ただし、朝(会社へ)来ないんですよ。うちは広告代理店じゃなくて、真っ当なIT企業でございますから、当然9時出社なわけですよ。ところが、9時に来ることは年1回くらいしかない。本当に年1回なんですよ。それくらい朝は来ないんですよ。僕らの常識からしたら、およそ考えられない。その代わり、夜遅くまで働くんです。何回言ってもこうなるわけです。

タイムゾーンがミャンマーですよ。だいたいこれくらい(11時35分頃)が彼女的には出社時間という感じ。こんな感じのまま行きますから、当然遅くまで働くと。

よくよく考えてみたら、今は出世して、こういうイベントの総責任者をやっております。出世しましたよね。イベントのそこここに、ミャンマーの面影がでてきますよね。会場内にも、カンガルーとパンダ以外はだいたいいると思います。なんとなくそういう遺伝子を引き継いでいるのかな、という感じですね。

マネージャーは、自分のコピーを作ってはいけない

もう1人が部下Oです。部下Oは今、隣でしゃべっている(隣のブースでプレゼンテーション中)から安心ですよね。今はセミナーでしゃべっているけど、昔は本当にしゃべらなかったんですよ。口でしゃべらなくて、しゃべらないから無口かと言うと、そんなことはなくて、キーボード上ではよくしゃべるわけですよ。めちゃくちゃしゃべって。「これはどう思うの?」と言うと「うーん」と言ったまま帰っていくんです。

翌朝見てみたら、掲示板がドーンと炎上しているわけです。ちょっと待ってくれと。なぜ俺に言ってくれない? という感じで、ボロボロに炎上していることがあって。
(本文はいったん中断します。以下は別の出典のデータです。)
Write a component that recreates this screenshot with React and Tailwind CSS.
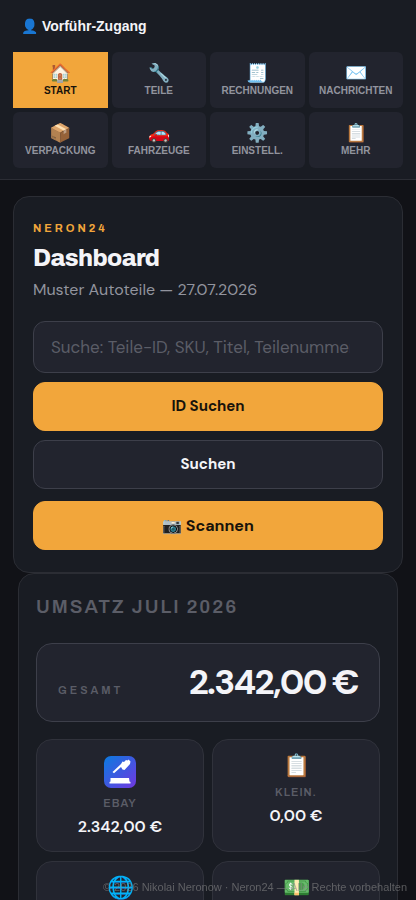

もう1つありまして、あまり製品と売上に執着がないんですよ。

興味がないわけではないんですけれども、例えば「製品のこの機能をこう」と言っても、「うーん」と言うだけだったりして。「先月のダウンロード数っていくつでした?」と言ったら、「ちょっと待ってください」と。「いや、待て待て待て。マーケッターでそれはないやろ」と、こういうふうに思っているわけです。

しかし5年後に、製品をまったく出さないオウンドメディア(「サイボウズ式」)として(ブレイクして)、今けっこう有名になっています。本当に人生どうなるかわからない、ということになってくるわけですよ。

当時の僕にはわからなかったんですが、先見性がありすぎなんですよね。当時は査定にも響くくらい、遅刻に厳しかったんです。そして、マーケの指標というのはお試しダウンロード数だったんです。数字を覚えていないのはありえないわけです。それで、ソーシャルメディアなんか誰も使っていない時ですよね。

しかも、間の悪いことに、僕の上司の役員が、ちょうど元野○證券のトップ営業で。「まさかこの僕が板挟みになるとは」という感じで、本当に僕の査定まで危うくなるところまでいってしまうくらい、わけがわからなかった。仕事はできるんですけれども、今までの常識が当てはまらないんです。これをどう解釈すればいいのかが、わからなかったんです。

今になったらわかりました。ソーシャルな働き方。2人とも見事にサイボウズの働き方を具現化していたし、今なおソーシャルマーケティングなどをやっているわけです。でも、当時の僕にはわからなかったわけですよ。

ここに至って「俺のセンスはもうアカンな」ということに、そろそろ気づき始めた。そういうところにもう来ているわけです。最終的に、マネジメントに自分のコピーを作れないというか、作ってはいけないなと思いました。

自分がブラック上司だった頃は、「自分のコピーを作ろう、作ろう」というふうにしてしまうんですけれども、それはやっちゃだめだと。わからないことをどう許容するかが、今からマネージャーをやる人には必要なことじゃないかなと思っています。

もう1人変わった人がいます。変わった人です。だいたいここまでくると想像がつくかと思いますけど。なんだか顔も変わっていますよね。

「サイボウズ、イクメン社長は16時退社」……「どの口で?」というような感じですよね。今、(この会場に)いないですよね(笑)。